[Data shown start]

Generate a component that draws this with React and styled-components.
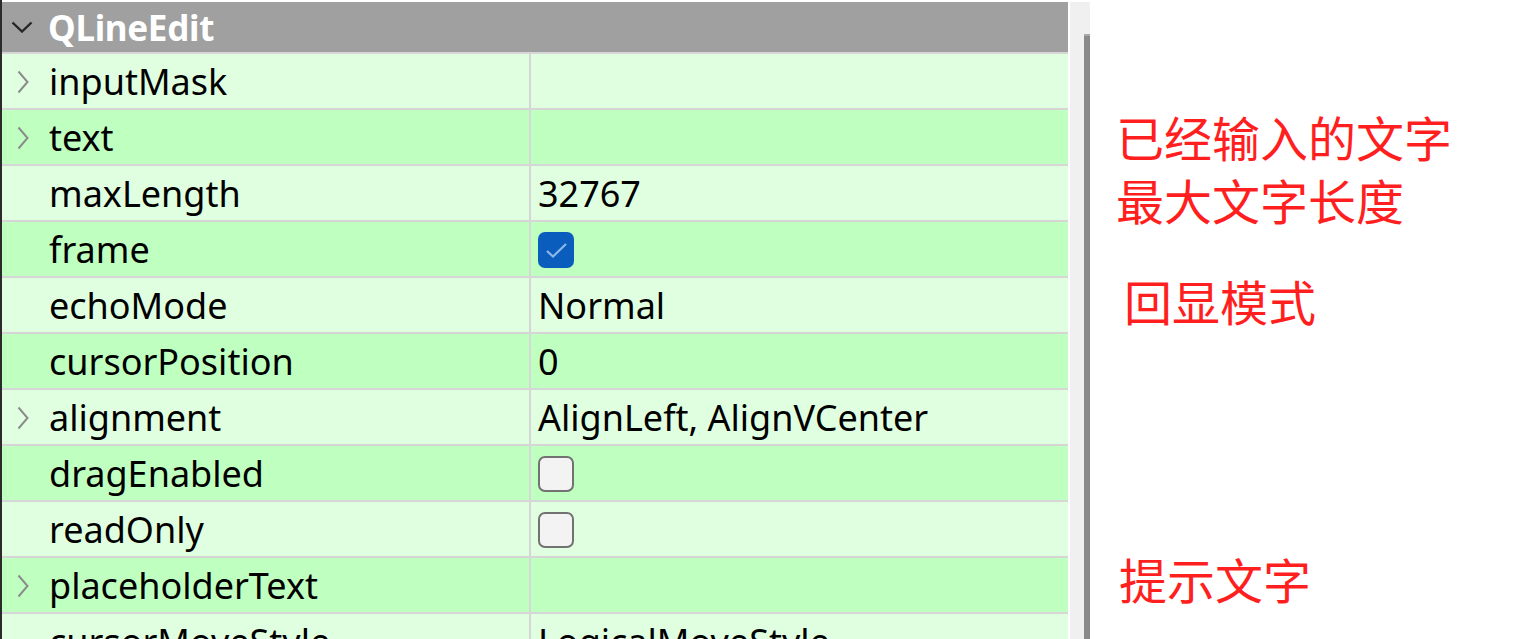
import React from 'react'
import styled, { createGlobalStyle } from 'styled-components'

const GlobalStyle = createGlobalStyle`
  html, body {
    margin: 0;
    padding: 0;
    background: #ffffff;
  }
  body {
    font-family: "Noto Sans", "Noto Sans CJK SC", sans-serif;
  }
`

const rows = [
  { name: 'inputMask', expand: true },
  { name: 'text', expand: true },
  { name: 'maxLength', value: '32767' },
  { name: 'frame', check: true },
  { name: 'echoMode', value: 'Normal' },
  { name: 'cursorPosition', value: '0' },
  { name: 'alignment', expand: true, value: 'AlignLeft, AlignVCenter' },
  { name: 'dragEnabled', check: false },
  { name: 'readOnly', check: false },
  { name: 'placeholderText', expand: true },
  { name: 'cursorMoveStyle', value: 'LogicalMoveStyle' },
]

const notes = [
  { text: '已经输入的文字', top: 112, indent: 0 },
  { text: '最大文字长度', top: 15, indent: 0 },
  { text: '回显模式', top: 53, indent: 8 },
  { text: '提示文字', top: 230, indent: 3 },
]

const ChevronDown = () => (
  <svg width="22" height="12" viewBox="0 0 22 12">
    <path d="M1.5 1.5 L11 10.5 L20.5 1.5" fill="none" stroke="#262626" strokeWidth="2.4" />
  </svg>
)

const ChevronRight = () => (
  <svg width="12" height="24" viewBox="0 0 12 24">
    <path d="M1.5 1.5 L10.5 12 L1.5 22.5" fill="none" stroke="#8c8c8c" strokeWidth="2" />
  </svg>
)

const CheckBox = ({ checked }) => (
  <Box checked={checked}>
    {checked && (
      <svg width="36" height="36" viewBox="0 0 36 36">
        <path d="M9 19 L15 24.5 L28 12" fill="none" stroke="#8fb8ea" strokeWidth="2.2" />
      </svg>
    )}
  </Box>
)

const App = () => {
  return (
    <>
      <GlobalStyle />
      <Page>
        <Editor>
          <Header>
            <Toggle><ChevronDown /></Toggle>
            <Title>QLineEdit</Title>
          </Header>
          {rows.map((r, i) => (
            <Row key={r.name} alt={i % 2 === 1}>
              <NameCell>
                <Gutter>{r.expand && <ChevronRight />}</Gutter>
                <Label>{r.name}</Label>
              </NameCell>
              <ValueCell>
                {r.check !== undefined ? <CheckBox checked={r.check} /> : <Label>{r.value}</Label>}
              </ValueCell>
            </Row>
          ))}
        </Editor>
        <Track>
          <Thumb />
        </Track>
        <Notes>
          {notes.map((n) => (
            <Note key={n.text} top={n.top} indent={n.indent}>{n.text}</Note>
          ))}
        </Notes>
      </Page>
    </>
  )
}

const Page = styled.div`
  display: flex;
  align-items: stretch;
  height: 639px;
  overflow: hidden;
`

const Editor = styled.div`
  width: 1066px;
  flex-shrink: 0;
  border-left: 2px solid #2b2b2b;
  padding-top: 2px;
  display: flex;
  flex-direction: column;
`

const Header = styled.div`
  height: 50px;
  flex-shrink: 0;
  background: #a0a0a0;
  border-bottom: 2px solid #d6d6d6;
  display: flex;
  align-items: center;
`

const Toggle = styled.div`
  width: 46px;
  display: flex;
  justify-content: center;
  padding-right: 6px;
  box-sizing: border-box;
`

const Title = styled.span`
  color: #ffffff;
  font-weight: 700;
  font-size: 35px;
  letter-spacing: -0.3px;
`

const Row = styled.div`
  height: 54px;
  flex-shrink: 0;
  display: flex;
  background: ${(p) => (p.alt ? '#bfffbf' : '#e0ffe0')};
  border-bottom: 2px solid #d6d6d6;
`

const NameCell = styled.div`
  width: 527px;
  flex-shrink: 0;
  display: flex;
  align-items: center;
  border-right: 2px solid #d6d6d6;
`

const Gutter = styled.div`
  width: 47px;
  display: flex;
  justify-content: center;
  padding-right: 5px;
  box-sizing: border-box;
  margin-top: 2px;
`

const Label = styled.span`
  font-size: 36px;
  color: #000000;
  white-space: nowrap;
`

const ValueCell = styled.div`
  flex: 1;
  display: flex;
  align-items: center;
  padding-left: 7px;
`

const Box = styled.div`
  width: 36px;
  height: 36px;
  box-sizing: border-box;
  border-radius: 7px;
  background: ${(p) => (p.checked ? '#0a5cbd' : '#f3f3f3')};
  border: ${(p) => (p.checked ? 'none' : '2px solid #727272')};
  display: flex;
  margin-top: 2px;
`

const Track = styled.div`
  width: 20px;
  flex-shrink: 0;
  margin-left: 2px;
  margin-top: 2px;
  background: #f0f0f0;
  display: flex;
  flex-direction: column;
  align-items: flex-end;
  padding-top: 32px;
`

const Thumb = styled.div`
  width: 6px;
  flex: 1;
  background: #8a8a8a;
  border-top: 2px solid #a9a9a9;
`

const Notes = styled.div`
  display: flex;
  flex-direction: column;
  padding-left: 26px;
`

const Note = styled.div`
  margin-top: ${(p) => p.top}px;
  padding-left: ${(p) => p.indent}px;
  height: 48px;
  line-height: 48px;
  font-family: "Noto Sans CJK SC", sans-serif;
  font-size: 48px;
  color: #ff1f1f;
  white-space: nowrap;
`

export default App
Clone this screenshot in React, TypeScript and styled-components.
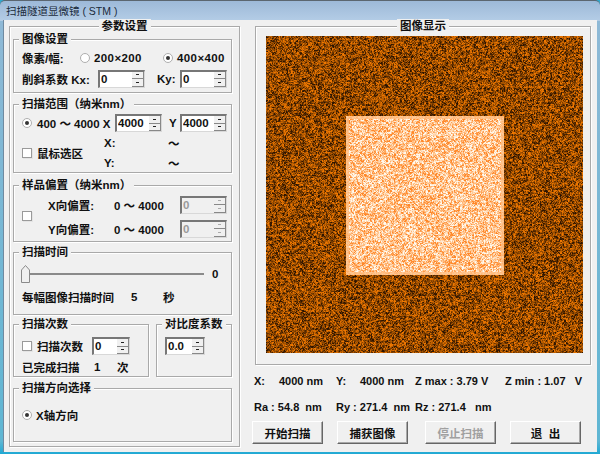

[Data shown end]

**Exercise details**.
Go through the records above and copy every line with the word "components".

**Output of the task**.
Generate a component that draws this with React and styled-components.
import styled, { createGlobalStyle } from 'styled-components'
Clone this screenshot in React, TypeScript and styled-components.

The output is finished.